The site defines xenophobia as "fear or hatred of foreigners, people from different cultures or strangers" and "fear or dislike of the customs, dress, etc. of people who are culturally different from oneself."

Online search for the word first spiked on June 24, the day after the UK voted to leave the European Union. Days later, search for the word spiked again, when President Barack Obama called Donald Trump's political rhetoric an example of "nativism or xenophobia" during a June 29 speech. 

>> Fascism and 4 more political terms to know

Immigration policies, especially in regards to Syria's refugee crisis, police violence against people of color and transsexual rights have also been important issues in 2016.

 "Xenophobia and other words tied to global news and political rhetoric reflected the worldwide interest in the unfortunate rise of fear of otherness in 2016, making it the clear choice for Word of the Year," Liz McMillan, CEO of Dictionary.com, said in a statement. "While we can never know the exact reasons why xenophobia trended in our lookups this year, this reflects a desire in our users to understand the significant discourse surrounding global events."

Dictionary.com, which has been naming a word of the year since 2010, chooses a word based on search data.

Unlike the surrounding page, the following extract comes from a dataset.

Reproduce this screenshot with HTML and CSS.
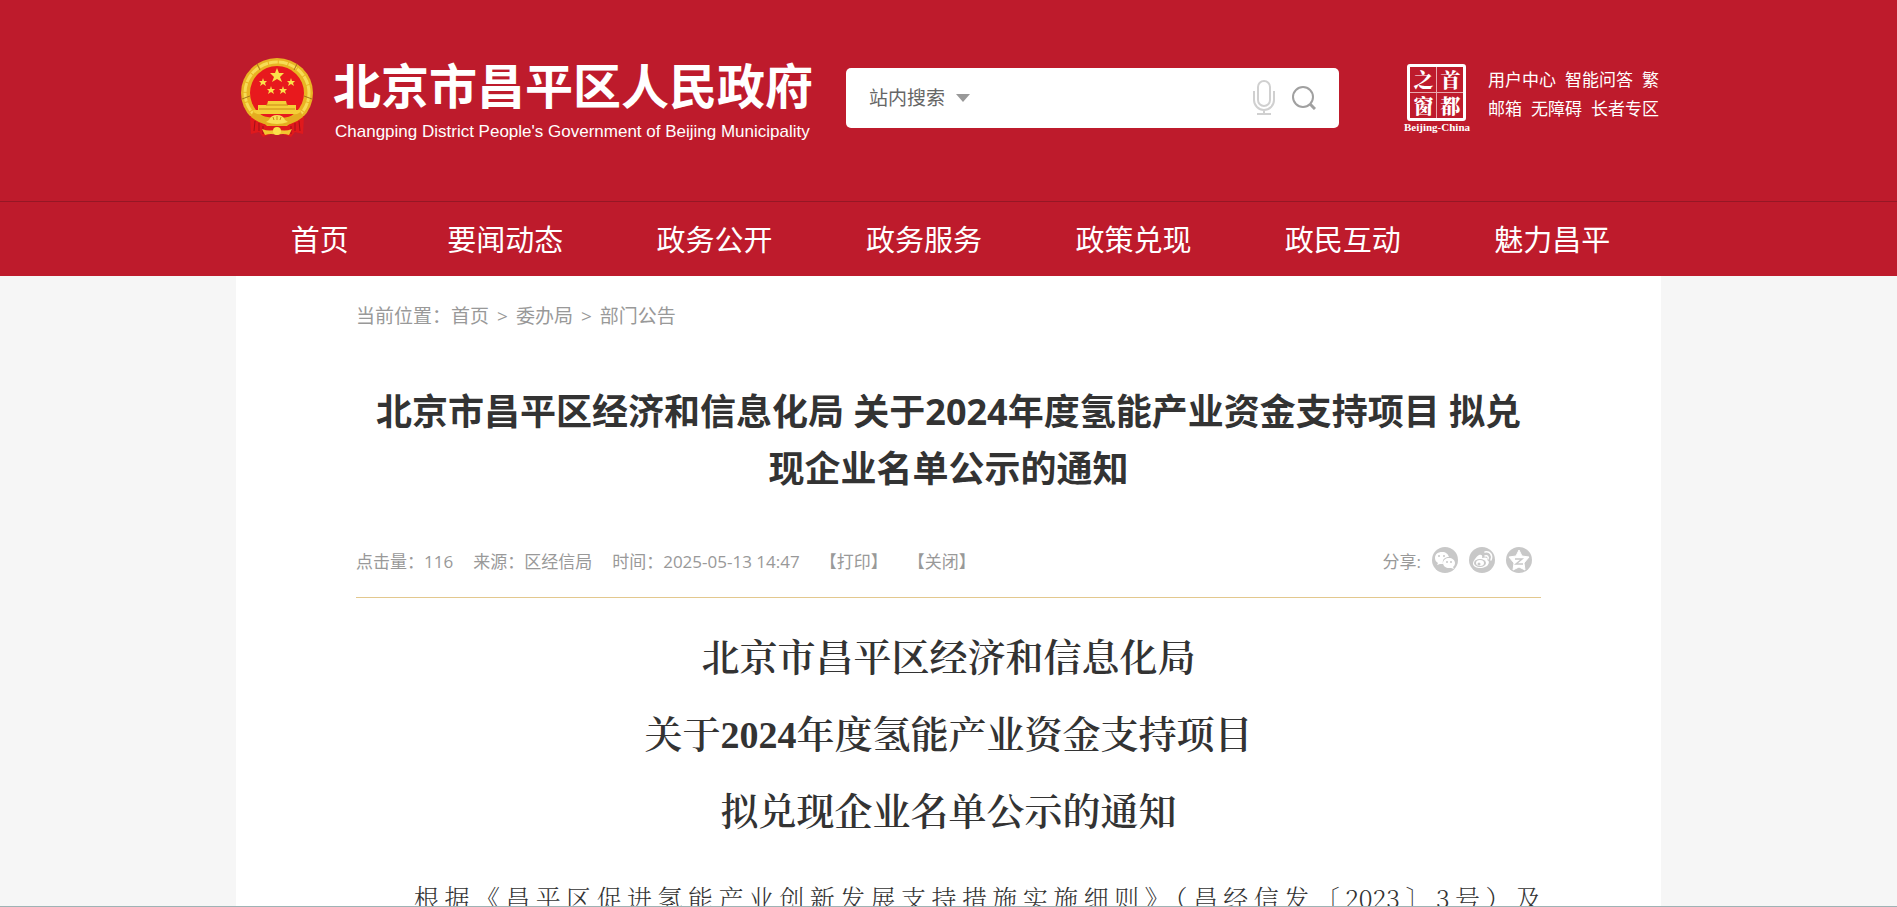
FILE: index.html
```html
<!DOCTYPE html>
<html lang="zh-CN">
<head>
  <meta charset="UTF-8" />
  <meta name="viewport" content="width=device-width, initial-scale=1.0"/>
  <title>北京市昌平区人民政府</title>
  <link rel="stylesheet" href="styles.css">
</head>
<body>

<header class="header">
  <div class="wrap header-top">
    <a class="logo" href="#">
      <svg class="emblem" viewBox="0 0 72 80" aria-hidden="true">
        <ellipse cx="36" cy="35" rx="36" ry="35" fill="#e9b423"/>
        <ellipse cx="36" cy="35" rx="32" ry="31" fill="none" stroke="#f7dc55" stroke-width="3" stroke-dasharray="9 1"/>
        <path d="M1 41 l8 -3 M71 41 l-8 -3 M16 6 l3 6 M56 6 l-3 6" stroke="#a8741a" stroke-width="1"/>
        <circle cx="36" cy="35" r="27" fill="#e8191d"/>
        <path d="M36 10 l2 5 h5 l-4 4 l2 5 l-5 -3 l-5 3 l2 -5 l-4 -4 h5z" fill="#fbe04a"/>
        <path id="star" d="M22 20 l1 3 h3 l-2 2 l1 3 l-3 -2 l-3 2 l1 -3 l-2 -2 h3z" fill="#fbe04a"/>
        <use href="#star" x="28"/>
        <use href="#star" x="8" y="8"/>
        <use href="#star" x="20" y="8"/>
        <path d="M27 43 h18 l1 4 h9 v5 h5 l-2 4 H14 l-2 -4 h5 v-5 h9z" fill="#f5cf38"/>
        <path d="M25 47 h22 M18 51 h36" stroke="#c98a16" stroke-width="1"/>
        <path d="M9 58 q11 4 17 10 h20 q6 -6 17 -10 l-1 18 l-8 -2 l-4 5 l-8 -3 h-12 l-8 3 l-4 -5 l-8 2z" fill="#e0191c"/>
        <path d="M14 63 l-1 10 M18 65 v8 M22 68 v8 M58 63 l1 10 M54 65 v8 M50 68 v8" stroke="#a30f18" stroke-width="1" fill="none"/>
        <path d="M12 54 q10 6 24 6 q14 0 24 -6 l2 5 q-11 9 -26 9 q-15 0 -26 -9z" fill="#e5ad20"/>
        <path d="M28 62 q2 -5 8 -5 q6 0 8 5 l3 2 q-11 4 -22 0z" fill="#f9df55"/>
        <path d="M21 71 q8 3 15 0 q7 3 15 0 l-3 6 q-6 -2 -12 0 q-6 -2 -12 0z" fill="#f2c530"/>
        <circle cx="36" cy="73" r="4" fill="#fbe04a"/>
        <path d="M33 62 l-1 -3 M36 62 v-4 M39 62 l1 -3" stroke="#c98a16" stroke-width="1"/>
      </svg>
      <span class="logo-text">
        <span class="logo-cn">北京市昌平区人民政府</span>
        <span class="logo-en">Changping District People's Government of Beijing Municipality</span>
      </span>
    </a>

    <form class="search">
      <label class="search-type">
        <select aria-label="搜索范围">
          <option>站内搜索</option>
        </select>
        <svg width="14" height="8" viewBox="0 0 14 8" aria-hidden="true"><path d="M0 0h14L7 8z" fill="#999"/></svg>
      </label>
      <input type="text" aria-label="搜索">
      <button type="button" aria-label="语音搜索">
        <svg width="24" height="36" viewBox="0 0 24 36" fill="none" stroke="#d0d0d0" stroke-width="2">
          <rect x="6" y="1" width="12" height="25" rx="6"/>
          <path d="M2 11v9a10 10 0 0 0 20 0v-9M12 30v4M5 34h14"/>
        </svg>
      </button>
      <button type="submit" aria-label="提交搜索">
        <svg width="24" height="24" viewBox="0 0 24 24" fill="none" stroke="#a0a0a0" stroke-width="2">
          <circle cx="11" cy="11" r="10"/>
          <path d="M18 18l5 5" stroke-width="3"/>
        </svg>
      </button>
    </form>

    <div class="header-side">
      <a class="capital" href="#">
        <span class="capital-seal">
          <span>之</span><span>首</span><span>窗</span><span>都</span>
        </span>
        <span class="capital-en">Beijing-China</span>
      </a>
      <div class="side-links">
        <div><a href="#">用户中心</a><a href="#">智能问答</a><a href="#">繁</a></div>
        <div><a href="#">邮箱</a><a href="#">无障碍</a><a href="#">长者专区</a></div>
      </div>
    </div>
  </div>

  <nav class="nav">
    <div class="wrap nav-list">
      <a href="#">首页</a>
      <a href="#">要闻动态</a>
      <a href="#">政务公开</a>
      <a href="#">政务服务</a>
      <a href="#">政策兑现</a>
      <a href="#">政民互动</a>
      <a href="#">魅力昌平</a>
    </div>
  </nav>
</header>

<main class="wrap main">
  <div class="crumb">
    <span>当前位置：</span><a href="#">首页</a><i>&gt;</i><a href="#">委办局</a><i>&gt;</i><a href="#">部门公告</a>
  </div>

  <h1 class="title">北京市昌平区经济和信息化局 关于2024年度氢能产业资金支持项目 拟兑现企业名单公示的通知</h1>

  <div class="meta">
    <span>点击量：116</span>
    <span>来源：区经信局</span>
    <span>时间：2025-05-13 14:47</span>
    <a href="#">【打印】</a>
    <a href="#">【关闭】</a>
    <div class="share">
      <span>分享:</span>
      <a href="#" aria-label="微信">
        <svg viewBox="0 0 26 26">
          <circle cx="13" cy="13" r="13" fill="#c8c8c8"/>
          <path d="M10 5c-4 0-7 2-7 6 0 2 1 4 3 5l-1 2 3-1h3c-1-5 2-7 6-7-1-3-3-5-7-5z" fill="#fff"/>
          <path d="M17 11c-3 0-6 2-6 5s3 5 6 5h2l3 1-1-2c1-1 2-2 2-4 0-3-3-5-6-5z" fill="#fff"/>
          <g fill="#c8c8c8"><circle cx="7" cy="9" r="1"/><circle cx="12" cy="9" r="1"/><circle cx="15" cy="15" r="1"/><circle cx="19" cy="15" r="1"/></g>
        </svg>
      </a>
      <a href="#" aria-label="微博">
        <svg viewBox="0 0 26 26">
          <circle cx="13" cy="13" r="13" fill="#c8c8c8"/>
          <path d="M10 8c2-1 4 0 3 3 3-1 6-1 5 2 3 1 2 4 0 6-4 3-13 3-14-2 0-3 3-7 6-9z" fill="#fff"/>
          <ellipse cx="11" cy="16" rx="6" ry="4" fill="#c8c8c8"/>
          <ellipse cx="11" cy="16" rx="4" ry="3" fill="#fff"/>
          <circle cx="10" cy="17" r="1.5" fill="#c8c8c8"/>
          <path d="M16 5c5-1 8 3 6 8M16 9c2-1 4 1 3 3" fill="none" stroke="#fff" stroke-width="1.5" stroke-linecap="round"/>
        </svg>
      </a>
      <a href="#" aria-label="QQ空间">
        <svg viewBox="0 0 26 26">
          <circle cx="13" cy="13" r="13" fill="#c8c8c8"/>
          <path d="M13 3l3 6 7 1-5 6 1 7-6-3-6 3 1-7-5-6 7-1z" fill="#fff" stroke="#fff" stroke-linejoin="round"/>
          <path d="M9 12h7l-6 5h7" fill="none" stroke="#c8c8c8" stroke-width="1.5"/>
        </svg>
      </a>
    </div>
  </div>

  <article class="article">
    <h2>北京市昌平区经济和信息化局<br>关于2024年度氢能产业资金支持项目<br>拟兑现企业名单公示的通知</h2>
    <p>根据《昌平区促进氢能产业创新发展支持措施实施细则》（昌经信发〔2023〕3号）及</p>
  </article>
</main>

<div class="bottom-line"></div>

</body>
</html>
```
FILE: styles.css
```css
* {
  box-sizing: border-box;
}
html {
  scrollbar-width: none;
}
body {
  margin: 0;
  background: #f6f6f6;
  color: #333;
  font-family: "Open Sans", "Noto Sans CJK SC", sans-serif;
}
a {
  color: inherit;
  text-decoration: none;
}
svg {
  display: block;
}
.wrap {
  max-width: 1425px;
  margin: 0 auto;
}

/* header */
.header {
  background: #be1b2c;
  color: #fff;
}
.header-top {
  display: flex;
  align-items: center;
  padding: 52px 2px 57px 5px;
}
.logo {
  display: flex;
  align-items: center;
  gap: 20px;
}
.emblem {
  flex-shrink: 0;
  width: 72px;
  height: 80px;
}
.logo-text {
  display: flex;
  flex-direction: column;
  white-space: nowrap;
}
.logo-cn {
  font-size: 48px;
  font-weight: 700;
  line-height: 68px;
}
.logo-en {
  padding-left: 2px;
  font-family: "Liberation Sans", Arial, sans-serif;
  font-size: 17px;
  line-height: 24px;
}
.search {
  display: flex;
  align-items: center;
  gap: 16px;
  width: 493px;
  height: 60px;
  margin-left: 33px;
  padding: 0 23px;
  background: #fff;
  border-radius: 5px;
}
.search-type {
  display: flex;
  align-items: center;
  gap: 10px;
}
.search select {
  appearance: none;
  padding: 0;
  border: none;
  background: none;
  color: #666;
  font-family: inherit;
  font-size: 19px;
}
.search input {
  flex: 1;
  min-width: 0;
  height: 40px;
  border: none;
  outline: none;
  font-size: 19px;
}
.search button {
  padding: 0;
  border: none;
  background: none;
  cursor: pointer;
}
.header-side {
  display: flex;
  align-items: center;
  gap: 18px;
  margin-left: auto;
}
.capital {
  display: flex;
  flex-direction: column;
  align-items: center;
}
.capital-seal {
  display: grid;
  grid-template-columns: 1fr 1fr;
  gap: 1px;
  width: 59px;
  height: 57px;
  border: 3px solid #fff;
  border-radius: 3px;
  background: #e9a9af;
}
.capital-seal span {
  background: #be1b2c;
  font-family: "Noto Serif CJK SC", "Noto Sans CJK SC", serif;
  font-size: 20px;
  font-weight: 900;
  line-height: 25px;
  text-align: center;
}
.capital-en {
  font-family: "Liberation Serif", serif;
  font-size: 11px;
  font-weight: 700;
  line-height: 12px;
}
.side-links {
  padding-bottom: 8px;
  font-size: 17px;
  line-height: 29px;
  white-space: nowrap;
}
.side-links div {
  display: flex;
  justify-content: space-between;
  gap: 9px;
}

/* nav */
.nav {
  border-top: 1px solid #961725;
}
.nav-list {
  display: flex;
  justify-content: space-around;
  padding: 2px 4px 0 8px;
  font-size: 29px;
  line-height: 72px;
}
.nav-list a:first-child {
  padding-right: 5px;
}

/* content */
.main {
  padding: 20px 120px 0;
  background: #fff;
}
.crumb {
  display: flex;
  color: #999;
  font-size: 19px;
  line-height: 40px;
}
.crumb i {
  padding: 0 8px;
  font-style: normal;
}
.title {
  margin: 47px 0 43px;
  padding: 0 6px;
  font-size: 36px;
  font-weight: 700;
  line-height: 57px;
  text-align: center;
}
.meta {
  display: flex;
  align-items: center;
  gap: 20px;
  height: 58px;
  padding-bottom: 17px;
  border-bottom: 1px solid #e3c88e;
  color: #999;
  font-size: 17px;
}
.share {
  display: flex;
  align-items: center;
  gap: 11px;
  margin-left: auto;
  padding-right: 9px;
}
.share svg {
  width: 26px;
  height: 26px;
}
.article {
  padding-top: 22px;
}
.article h2 {
  margin: 0 0 16px;
  font-family: "Liberation Serif", "Noto Serif CJK SC", "Noto Sans CJK SC", serif;
  font-size: 38px;
  font-weight: 600;
  line-height: 77px;
  text-align: center;
}
.article p {
  margin: 0;
  font-family: "Noto Serif CJK SC", "Noto Sans CJK SC", serif;
  font-size: 25px;
  font-weight: 300;
  line-height: 60px;
  text-indent: 58px;
  text-align: justify;
  text-align-last: justify;
}
.bottom-line {
  position: fixed;
  left: 0;
  right: 0;
  bottom: 0;
  height: 1px;
  background: #9fb3b5;
}
```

"I wish we could have chosen a word like unicorns," said Jane Solomon, one of the dictionary site's lexicographers.

"‪Dictionary.com‪ is right to make xenophobia the word of the year, but it is also one of the biggest threats we face," said Robert Reich, professor at Berkeley's Goldman School of Public Policy. "It is not a word to be celebrated. It is a sentiment to be fought."

Oxford Dictionaries named their word of the year "post-truth."